Friday, August 24, 2012



ASSIGNMENT: THE GOAL OF COLLEGE

The other morning on 90.7 FM, our public radio station, I heard the slogan of Stetson University, one of the station’s underwriters: “Stetson, where students dare to be significant.”  Rollins, by comparison, challenges its students to learn to become “responsible global citizens.”

How about you think for yourself and try to decide on a motto that designates your own best idea of what your collegiate experience ought to make of you?

Let the essay you write reflect the course of your ruminations as you consider one or another possible slogan, encapsulating what you believe is the upshot of a collegiate education in the liberal arts and sciences.  See what motto you can devise; then unpack that slogan at length, elaborating on its implications.

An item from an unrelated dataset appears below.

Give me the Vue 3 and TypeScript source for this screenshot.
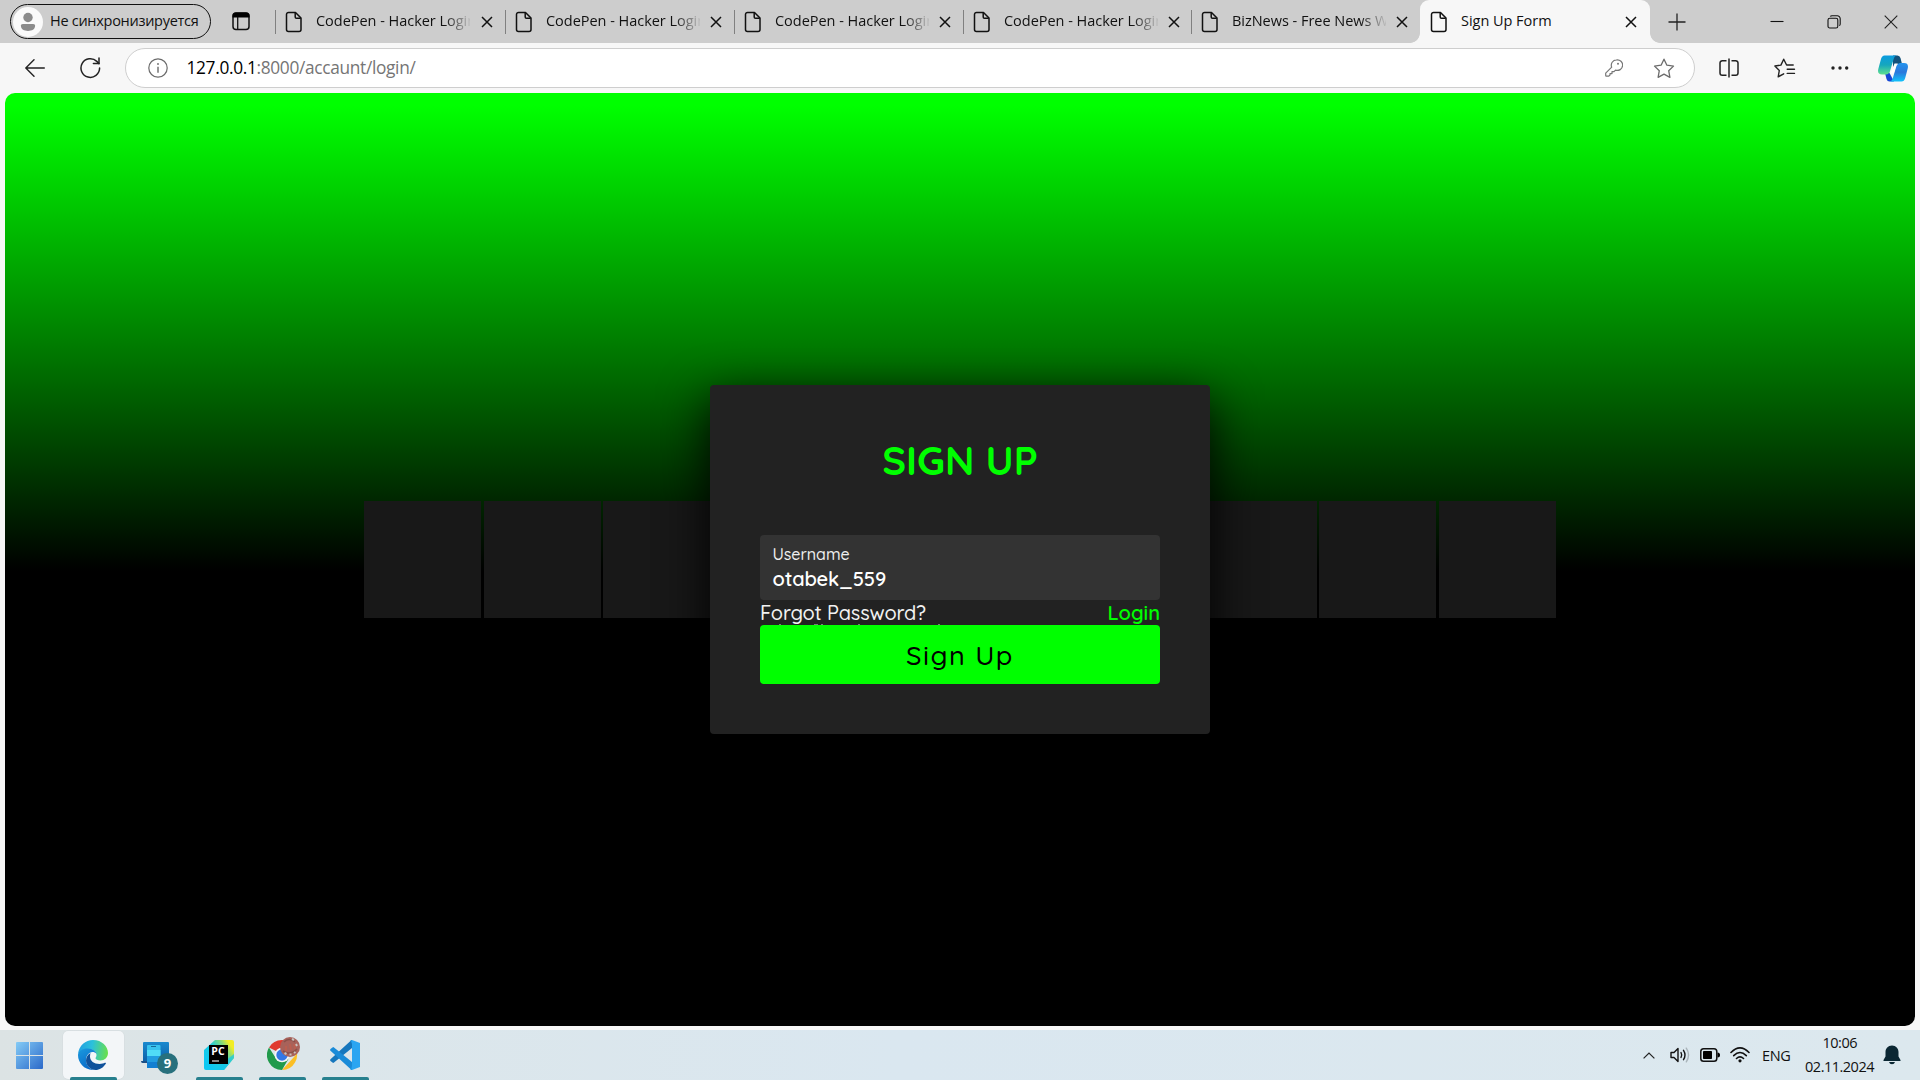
<script setup lang="ts">
interface Tab {
  title: string
  width: number
  active?: boolean
}

const tabs: Tab[] = [
  { title: 'CodePen - Hacker Login', width: 230 },
  { title: 'CodePen - Hacker Login', width: 229 },
  { title: 'CodePen - Hacker Login', width: 229 },
  { title: 'CodePen - Hacker Login', width: 228 },
  { title: 'BizNews - Free News Website', width: 229 },
  { title: 'Sign Up Form', width: 230, active: true },
]
</script>

<template>
  <div class="screen">
    <header class="tabstrip">
      <div class="profile">
        <svg class="avatar" width="30" height="30" viewBox="0 0 30 30">
          <circle cx="15" cy="15" r="15" fill="#fafafa" />
          <circle cx="15" cy="10.500" r="4.700" fill="#8b8b8b" />
          <path d="M9.800 17h10.400c1.200 0 1.900.7 1.900 1.800 0 3.400-3.200 5.200-7.100 5.200s-7.100-1.800-7.100-5.200c0-1.100.7-1.800 1.900-1.800z" fill="#8b8b8b" />
        </svg>
        <span class="profile-name">Не синхронизируется</span>
      </div>
      <svg class="workspace" width="18" height="19" viewBox="0 0 18 19" fill="none">
        <rect x="1" y="1" width="16" height="16.600" rx="3" stroke="#111" stroke-width="1.500" />
        <path d="M.5 5.500V4a3.500 3.500 0 0 1 3.500-3.500h10A3.500 3.500 0 0 1 17.500 4v1.500z" fill="#000" />
        <path d="M5.700 5v12" stroke="#111" stroke-width="1.300" />
      </svg>
      <div class="tabs">
        <div v-for="(tab, i) in tabs" :key="i" class="tab" :class="{ active: tab.active }" :style="{ width: tab.width + 'px' }">
          <svg class="file" width="18" height="22" viewBox="0 0 18 22" fill="none" stroke="#111" stroke-width="1.500" stroke-linejoin="round">
            <path d="M3.500 1.500h7L16 7v11.500a2 2 0 0 1-2 2H3.500a2 2 0 0 1-2-2v-15a2 2 0 0 1 2-2z" />
            <path d="M10.200 1.700V6a1.300 1.300 0 0 0 1.300 1.300h4.300" />
          </svg>
          <span class="tab-title">{{ tab.title }}</span>
          <svg class="close" width="12" height="12" viewBox="0 0 12 12" stroke="#111" stroke-width="1.500">
            <path d="M1 1l10 10M11 1L1 11" />
          </svg>
        </div>
      </div>
      <svg class="plus" width="18" height="18" viewBox="0 0 18 18" stroke="#222" stroke-width="1.300">
        <path d="M9 .5v17M.5 9h17" />
      </svg>
      <div class="window-controls">
        <svg width="14" height="14" viewBox="0 0 14 14" stroke="#111" stroke-width="1.100"><path d="M.5 6.500h13" /></svg>
        <svg width="14" height="14" viewBox="0 0 14 14" fill="none" stroke="#111" stroke-width="1.100">
          <rect x="1" y="3.200" width="9.800" height="9.800" rx="1.800" />
          <path d="M3.300 1.600Q3.700.8 5 .8h5.200a3 3 0 0 1 3 3v5.100q0 1-.9 1.700" />
        </svg>
        <svg width="14" height="14" viewBox="0 0 14 14" stroke="#222" stroke-width="1.100"><path d="M.7.7l12.600 12.600M13.300.7L.7 13.300" /></svg>
      </div>
    </header>

    <div class="toolbar">
      <svg class="back" width="20" height="18" viewBox="0 0 20 18" fill="none" stroke="#222" stroke-width="1.400" stroke-linecap="round" stroke-linejoin="round">
        <path d="M9 .8L.8 9 9 17.200M1 9h18.300" />
      </svg>
      <svg class="reload" width="21" height="22" viewBox="0 0 21 22" fill="none" stroke="#222" stroke-width="1.500" stroke-linecap="round" stroke-linejoin="round">
        <path d="M19.600 11a9.300 9.300 0 1 1-2.800-6.600L19 6.600" />
        <path d="M19 1v5.600h-5.600" />
      </svg>
      <div class="address">
        <svg class="info" width="20" height="20" viewBox="0 0 20 20" fill="none" stroke="#6b6b6b" stroke-width="1.200">
          <circle cx="10" cy="10" r="9.200" />
          <path d="M10 8.700v6" stroke-width="1.400" />
          <circle cx="10" cy="6" r=".9" fill="#6b6b6b" stroke="none" />
        </svg>
        <span class="url"><b>127.0.0.1</b>:8000/accaunt/login/</span>
        <svg class="key" width="18" height="18" viewBox="0 0 18 18" fill="none" stroke="#777" stroke-width="1.200" stroke-linejoin="round">
          <path d="M11.500.9a5.300 5.300 0 1 1-1 10.200l-1.500 1.500H7v2H5V16l-1.200 1.200H1.300q-.6 0-.6-.6v-2.400l6-6A5.300 5.300 0 0 1 11.500.9z" />
          <circle cx="13" cy="4.800" r="1" fill="#777" stroke="none" />
        </svg>
        <svg class="star" width="22" height="21" viewBox="0 0 22 21" fill="none" stroke="#6b6b6b" stroke-width="1.300" stroke-linejoin="round">
          <path d="M11 1.200l2.900 6 6.600.9-4.800 4.600 1.200 6.600-5.900-3.100-5.900 3.100 1.200-6.600L1.500 8.100l6.600-.9z" />
        </svg>
      </div>
      <div class="actions">
        <svg width="20" height="20" viewBox="0 0 20 20" fill="none" stroke="#222" stroke-width="1.500">
          <path d="M7.500 2.700H3.300A2.300 2.300 0 0 0 1 5v10a2.300 2.300 0 0 0 2.300 2.300h4.200M12.500 2.700h4.200A2.300 2.300 0 0 1 19 5v10a2.300 2.300 0 0 1-2.300 2.300h-4.200M10 .5v19" />
        </svg>
        <svg width="22" height="20" viewBox="0 0 22 20" fill="none" stroke="#222" stroke-width="1.400" stroke-linejoin="round" stroke-linecap="round">
          <path d="M9.700 15.800l-5.500 3 1.100-6.300L.9 8l6-.9L9.700 1.200 12.600 7h6.600M13.200 11.300h7.300M13.200 15.400h7.300" />
        </svg>
        <svg width="18" height="4" viewBox="0 0 18 4" fill="#222"><circle cx="2" cy="2" r="1.700" /><circle cx="9" cy="2" r="1.700" /><circle cx="15.700" cy="2" r="1.700" /></svg>
        <svg width="30" height="27" viewBox="0 0 30 27">
          <defs>
            <linearGradient id="cpA" x1="0" y1="0" x2="0" y2="1"><stop offset="0" stop-color="#0a9be0" /><stop offset=".5" stop-color="#16a7bd" /><stop offset="1" stop-color="#5fe08e" /></linearGradient>
            <linearGradient id="cpB" x1="0" y1="0" x2="0" y2="1"><stop offset="0" stop-color="#2494ee" /><stop offset=".5" stop-color="#2a78dc" /><stop offset="1" stop-color="#12c3fa" /></linearGradient>
          </defs>
          <path d="M15 .5h4.500q2.300 0 3 2.500l1.500 6h-5l-4 3z" fill="#13527c" />
          <path d="M7 18l4-1 5 9.500h-4.500q-2.300 0-3-2.500z" fill="#1748d5" />
          <path d="M6.500.5H19q-2.500 0-3.500 4l-3 10q-1 5-5 5H4q-5 0-3.700-5.500L3 4Q4 .5 6.500.5z" fill="url(#cpA)" />
          <path d="M23.500 26.500H11.500q2.500 0 3.500-4l3-10q1-4.500 4.500-4.500H26q5 0 3.700 5.500L27.200 23q-1 3.500-3.700 3.500z" fill="url(#cpB)" />
          <path d="M16.500 8.500h3.500q-1.500.8-2.200 3.300l-2 6.700h-3.800q1.300-1 2-3.500z" fill="#fff" />
        </svg>
      </div>
    </div>

    <main class="viewport">
      <div class="page">
        <div class="squares"><span v-for="n in 10" :key="n" class="square"></span></div>
        <section class="card">
          <h2>SIGN UP</h2>
          <div class="field">
            <label>Username</label>
            <span class="value">otabek_559</span>
          </div>
          <div class="links">
            <a class="forgot">Forgot Password?</a>
            <a class="login">Login</a>
          </div>
          <button class="submit">Sign Up</button>
          <!-- tops of the hint line hidden behind the button -->
          <svg class="hint" width="200" height="1" viewBox="0 0 200 1" fill="#7c7c7c">
            <path d="M19 0h2v1h-2zM54 0h4v1h-4zM61 0h2v1h-2zM98 0h2v1h-2zM178 0h2v1h-2z" />
          </svg>
        </section>
      </div>
    </main>

    <footer class="taskbar">
      <div class="apps">
        <div class="app start">
          <svg width="27" height="27" viewBox="0 0 27 27">
            <defs><linearGradient id="win" gradientUnits="userSpaceOnUse" x1="0" y1="0" x2="27" y2="27"><stop offset="0" stop-color="#84cbf6" /><stop offset="1" stop-color="#2b69c9" /></linearGradient></defs>
            <path d="M1 0h12v13H0V1q0-1 1-1zM14 0h12q1 0 1 1v12H14zM0 14h13v13H1q-1 0-1-1zM14 14h13v12q0 1-1 1H14z" fill="url(#win)" />
          </svg>
        </div>
        <div class="app running focused">
          <svg class="edge" width="30" height="30" viewBox="0 0 30 30">
            <defs>
              <linearGradient id="edA" x1="0" y1=".4" x2="1" y2=".5"><stop offset="0" stop-color="#209fe0" /><stop offset=".45" stop-color="#2bc0dc" /><stop offset="1" stop-color="#69e04b" /></linearGradient>
              <linearGradient id="edB" x1="0" y1="0" x2=".5" y2="1"><stop offset="0" stop-color="#1b9ade" /><stop offset="1" stop-color="#0a6ac8" /></linearGradient>
            </defs>
            <path d="M0 14C1 5.500 7.500 0 15 0c9 0 15 6.500 15 13 0 4.500-3.500 7.500-7.500 7.500-3 0-5-1-5-2.200 0-.8 1-1.300 1-3.300 0-3-3-6-8-6C5 9 1 11.500 0 14z" fill="url(#edA)" />
            <path d="M0 15c0-4 4.500-6.500 9.500-6.500 5.500 0 8.500 3 9 5.500-1-1.500-2.500-2-4-2C11 12 8 16 8 20c0 5 3.500 9 8.500 10C7 30.500 0 23.500 0 15z" fill="url(#edB)" />
            <path d="M12.500 13c-2.500 1.500-4.500 4-4.500 7.500 0 5.500 5 9.500 9.500 9.500 4 0 8-2.500 10.300-6.300.4-.7-.3-1.300-1-.9-1 .6-3 1.200-5.300 1.200-5.500 0-9.500-3-9.500-7.500 0-1.400.3-2.600.5-3.500z" fill="#10529b" />
          </svg>
        </div>
        <div class="app phone">
          <svg width="38" height="34" viewBox="0 0 38 34">
            <defs><linearGradient id="ph" x1="0" y1="0" x2="0" y2="1"><stop offset="0" stop-color="#1989cf" /><stop offset="1" stop-color="#0d5fa6" /></linearGradient></defs>
            <rect x="2" y="2" width="26" height="20" rx="1" fill="url(#ph)" />
            <path d="M0 21h10v2H1.500Q0 23 0 21z" fill="#1c4f86" />
            <rect x="6" y="5" width="13.500" height="23" rx="1" fill="#39c3ee" />
            <rect x="6" y="10" width="13.500" height="6" fill="#50dcf7" />
            <rect x="6" y="16" width="13.500" height="6" fill="#219de1" />
            <rect x="6" y="22" width="13.500" height="6" fill="#127fd2" />
            <path d="M10 6.500h5" stroke="#176b99" />
          </svg>
          <span class="badge">9</span>
        </div>
        <div class="app running">
          <svg class="edge" width="30" height="30" viewBox="0 0 30 30">
            <defs><linearGradient id="py" x1=".1" y1=".7" x2="1" y2=".1"><stop offset="0" stop-color="#0ec8f2" /><stop offset=".4" stop-color="#1fcddb" /><stop offset=".7" stop-color="#8bdd75" /><stop offset=".88" stop-color="#f2ed25" /></linearGradient></defs>
            <path d="M11 0h17q2 0 2 2v16L20 30H2q-2 0-2-2V10z" fill="url(#py)" />
            <path d="M30 14v4L20 30h-8l8-8z" fill="#12c6ee" opacity=".7" />
            <rect x="5" y="5" width="19" height="19" />
            <text x="7.300" y="15.300" class="pc">PC</text>
            <path d="M8 21h7" stroke="#ddd" stroke-width="1.200" />
          </svg>
        </div>
        <div class="app running">
          <svg class="chrome" width="34" height="34" viewBox="0 0 34 34">
            <path d="M15 18L2 11.500A15 15 0 0 1 28 11.500z" fill="#e03a2f" />
            <path d="M15 19H28.800L15 34a15 15 0 0 0 13-22.500H15z" fill="#fbbf26" />
            <path d="M2 11.500A15 15 0 0 0 15 34l6.500-11.300L9 22.500z" fill="#219a4b" />
            <circle cx="15" cy="19" r="7.300" fill="#f6f6f6" />
            <circle cx="15" cy="19" r="5.700" fill="#3478e5" />
            <circle cx="23" cy="11" r="10" fill="#a8625a" />
            <path d="M17 6q5-5 11 0M16 15q7 5 14-2" fill="none" stroke="#8a5049" stroke-width="1.600" />
            <path d="M19 10v5M23 8l1 6M27 8l1 5" fill="none" stroke="#bb5f50" stroke-width="2" />
            <path d="M17.500 17l2 1M22.500 18.500h2M27 17l1.500-1M25 3l2 1M29 8l1 2" stroke="#c9c2be" stroke-width="2" />
          </svg>
        </div>
        <div class="app running">
          <svg class="edge" width="30" height="30" viewBox="0 0 30 30">
            <path d="M22 0l8 3v24l-8 3z" fill="#2ba5f1" />
            <path d="M22 0v8L4 22.600q-.8.600-1.500 0L.5 20.900q-.8-.8 0-1.600L21 .5z" fill="#1677bd" />
            <path d="M22 30v-8L4 7.400q-.8-.6-1.500 0L.5 9.100q-.8.800 0 1.600L21 29.500z" fill="#1a8bd8" />
            <path d="M22 0q-1 0-1.600.6L22 4zM22 30q-1 0-1.600-.6L22 26z" fill="#209be7" />
          </svg>
        </div>
      </div>
      <div class="tray">
        <svg class="chev" width="12" height="7" viewBox="0 0 12 7" fill="none" stroke="#222" stroke-width="1.200"><path d="M.6 6.400L6 1l5.400 5.400" /></svg>
        <svg class="speaker" width="20" height="16" viewBox="0 0 20 16" fill="none" stroke="#111" stroke-width="1.400" stroke-linejoin="round" stroke-linecap="round">
          <path d="M1 5.500h3l4-4v13l-4-4H1zM11 5.500q1.400 2.500 0 5M13.500 3.300q3 4.700 0 9.400" />
          <path d="M16.300 1.200q4.500 6.800 0 13.600" stroke="#aab4ba" />
        </svg>
        <svg class="battery" width="20" height="14" viewBox="0 0 20 14"><rect x=".8" y=".8" width="16" height="12.400" rx="2.800" fill="none" stroke="#111" stroke-width="1.500" /><rect x="3" y="3" width="9" height="8" rx=".8" /><path d="M17.500 4.500q2.500 0 2.500 2.500t-2.500 2.500z" /></svg>
        <svg class="wifi" width="20" height="16" viewBox="0 0 20 16" fill="none" stroke="#111" stroke-width="1.600" stroke-linecap="round">
          <path d="M1 5.500Q10-3.800 19 5.500M3.700 8.600q6.300-6.200 12.600 0M6.500 11.500q3.500-3.200 7 0" /><circle cx="10" cy="13.800" r="1.600" fill="#111" stroke="none" />
        </svg>
        <span class="lang">ENG</span>
        <div class="clock"><span class="time">10:06</span><span class="date">02.11.2024</span></div>
        <svg class="bell" width="18" height="20" viewBox="0 0 18 20" fill="#0b2733"><path d="M9 .5c4 0 6.500 3 6.500 6.500v4.500l2 3.500v1H.5v-1l2-3.500V7C2.500 3.500 5 .5 9 .5zM6 17h6q-.6 2.200-3 2.200T6 17z" /></svg>
      </div>
    </footer>
  </div>
</template>

<style>
body { margin: 0; overflow: hidden; }
</style>

<style scoped>
.screen {
  width: 1920px;
  height: 1080px;
  display: flex;
  flex-direction: column;
  background: #f7f7f7;
  font-family: "Segoe UI", "Open Sans", "Noto Sans", sans-serif;
  color: #111;
  overflow: hidden;
}
svg { display: block; flex: none; }
span, label, a { white-space: nowrap; }

.tabstrip {
  height: 43px;
  flex: none;
  display: flex;
  align-items: center;
  background: #cdcdcd;
}
.profile {
  box-sizing: border-box;
  width: 201px;
  height: 35px;
  margin-left: 10px;
  border: 1px solid #111;
  border-radius: 18px;
  display: flex;
  align-items: center;
}
.avatar { margin-left: 2px; }
.profile-name { margin-left: 7px; padding-bottom: 2px; font-size: 14.5px; letter-spacing: -0.28px; }
.workspace { margin-left: 21px; }
.tabs { display: flex; margin-left: 25px; align-self: stretch; }
.tab {
  position: relative;
  box-sizing: border-box;
  display: flex;
  align-items: center;
  padding-left: 10px;
}
.tab:not(.active)::before {
  content: "";
  position: absolute;
  left: 0;
  top: 10px;
  width: 1px;
  height: 24px;
  background: #808080;
}
.tab.active {
  background: #f7f7f7;
  border-radius: 9px 9px 0 0;
}
.tab.active::before,
.tab.active::after {
  content: "";
  position: absolute;
  bottom: 0;
  width: 10px;
  height: 10px;
}
.tab.active::before { left: -10px; background: radial-gradient(circle at 0 0, transparent 9.5px, #f7f7f7 10.2px); }
.tab.active::after { right: -10px; background: radial-gradient(circle at 100% 0, transparent 9.5px, #f7f7f7 10.2px); }
.tab-title {
  width: 154px;
  margin-left: 13px;
  padding-bottom: 2px;
  overflow: hidden;
  font-size: 14.5px;
  letter-spacing: -0.03px;
  -webkit-mask-image: linear-gradient(90deg, #000 128px, transparent 156px);
  mask-image: linear-gradient(90deg, #000 128px, transparent 156px);
}
.tab.active .tab-title { -webkit-mask-image: none; mask-image: none; }
.close { margin-left: 10px; }
.tab:first-child .close { margin-left: 11px; }
.plus { margin-left: 18px; }
.window-controls { display: flex; margin-left: 83.500px; gap: 43px; }

.toolbar { height: 50px; flex: none; display: flex; align-items: center; }
.back { margin-left: 25px; }
.reload { margin-left: 35px; }
.address {
  box-sizing: border-box;
  width: 1570px;
  height: 40px;
  margin-left: 24px;
  border: 1px solid #cecece;
  border-radius: 20px;
  background: #fff;
  display: flex;
  align-items: center;
}
.info { margin-left: 22px; }
.url { margin-left: 18.500px; padding-bottom: 1px; flex: 1; font-size: 17.3px; color: #757575; letter-spacing: -0.32px; }
.url b { font-weight: 400; color: #000; }
.key { margin-right: 30px; }
.star { margin-right: 19px; }
.actions { display: flex; align-items: center; margin-left: 24px; }
.actions svg:nth-child(2) { margin-left: 35px; }
.actions svg:nth-child(3) { margin-left: 35px; }
.actions svg:nth-child(4) { margin-left: 29px; }

.viewport { height: 937px; flex: none; padding: 0 5px; box-sizing: border-box; }
.page {
  position: relative;
  height: 932.500px;
  border-radius: 10px;
  overflow: hidden;
  background: linear-gradient(#0f0 12px, #000 478px);
  display: flex;
  align-items: center;
  justify-content: center;
}
.squares {
  position: absolute;
  top: 408px;
  left: 359.2px;
  display: flex;
  gap: 2.375px;
}
.square { width: 117px; height: 117px; background: #181818; }
.card {
  position: relative;
  box-sizing: border-box;
  width: 500px;
  height: 349px;
  padding: 50px;
  border-radius: 4px;
  background: #222;
  box-shadow: 0 15px 50px #000;
  display: flex;
  flex-direction: column;
  font-family: Quicksand, Lato, sans-serif;
}
h2 {
  margin: 0;
  height: 50px;
  line-height: 50px;
  text-align: center;
  font-size: 40px;
  font-weight: 700;
  color: #0f0;
}
.field {
  box-sizing: border-box;
  height: 65px;
  margin-top: 50px;
  padding: 8px 12px 0 12.500px;
  border-radius: 4px;
  background: #333;
  display: flex;
  flex-direction: column;
}
.field label { font-size: 16px; line-height: 23px; color: #eee; font-weight: 500; letter-spacing: -0.05px; }
.field .value { font-size: 20px; line-height: 26px; color: #fff; font-weight: 600; letter-spacing: -0.2px; }
.links {
  height: 25px;
  display: flex;
  justify-content: space-between;
  font-size: 20px;
  line-height: 26px;
  font-weight: 500;
  color: #f2f2f2;
}
.forgot { letter-spacing: -0.16px; }
.login { color: #0f0; font-weight: 600; }
.submit {
  height: 59px;
  flex: none;
  padding: 1px 0 0;
  border: 0;
  border-radius: 4px;
  background: #0f0;
  color: #000;
  font: 500 27px/58px Quicksand, Lato, sans-serif;
  letter-spacing: 1.500px;
}
.hint { position: absolute; left: 50px; top: 239px; }

.taskbar {
  height: 50px;
  flex: none;
  display: flex;
  justify-content: space-between;
  background: linear-gradient(90deg, #dce3e4 0, #dce6ea 300px, #dae7f0 900px, #dce8ee 100%);
}
.apps { display: flex; }
.app {
  position: relative;
  width: 61px;
  height: 50px;
  margin-right: 2px;
  display: flex;
  align-items: center;
  justify-content: center;
}
.start { margin-right: 4px; width: 59px; }
.focused::before {
  content: "";
  position: absolute;
  inset: 1px 0 1px;
  border-radius: 5px;
  background: #f3f6f8;
  box-shadow: 0 0 0 0.5px #d3dadd;
}
.app svg { position: relative; }
.app .edge { left: -0.5px; }
.running::after {
  content: "";
  position: absolute;
  left: 7px;
  bottom: 0;
  width: 47px;
  height: 3px;
  border-radius: 2px 2px 0 0;
  background: #27808e;
}
.phone svg { left: 3px; top: 2px; }
.badge {
  position: absolute;
  left: 31px;
  top: 23px;
  width: 21px;
  height: 21px;
  border-radius: 50%;
  background: #28707d;
  color: #fff;
  font-size: 13px;
  font-weight: 700;
  line-height: 21px;
  text-align: center;
}
.pc { font: 700 10.500px "Open Sans", sans-serif; fill: #fff; }
.app .chrome { left: 1.5px; top: -2px; }
.tray { display: flex; align-items: center; font-size: 15px; }
.speaker { margin-left: 15px; }
.battery { margin-left: 10px; }
.wifi { margin-left: 10px; }
.lang { width: 28px; margin-left: 12px; font-size: 14.5px; letter-spacing: -0.4px; }
.clock {
  width: 72px;
  margin-left: 12px;
  display: flex;
  flex-direction: column;
  align-items: flex-end;
  line-height: 24px;
  font-size: 14.5px;
  letter-spacing: -0.5px;
}
.time { margin-right: 17px; }
.bell { margin: 0 19px 0 9px; }
</style>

For instance: “A Rollins liberal education teaches you to think well for yourself.”

The two notions implicit here are (1) thinking well and (2) thinking independently.

(1)    Presumably, it takes training and practice to think well, an ability that’s not innate but a function of exposure to many examples of clear, rational thought processing, of many kinds: you can learn to think in many ways about many subjects—in the sciences, the social sciences, the arts and the humanities.  More fundamentally, you can learn the science of rational thought itself: logic, to discover what is cogent and what is fallacious.

(2)    Then you learn to think for yourself, rather than to follow the herd or the urgings of some powerful or persuasive manipulator who wants to make up your mind for you.

Take it from here yourself.  Devise a motto that captures memorably the aim of your collegiate education, as you now see it.  Then explain it.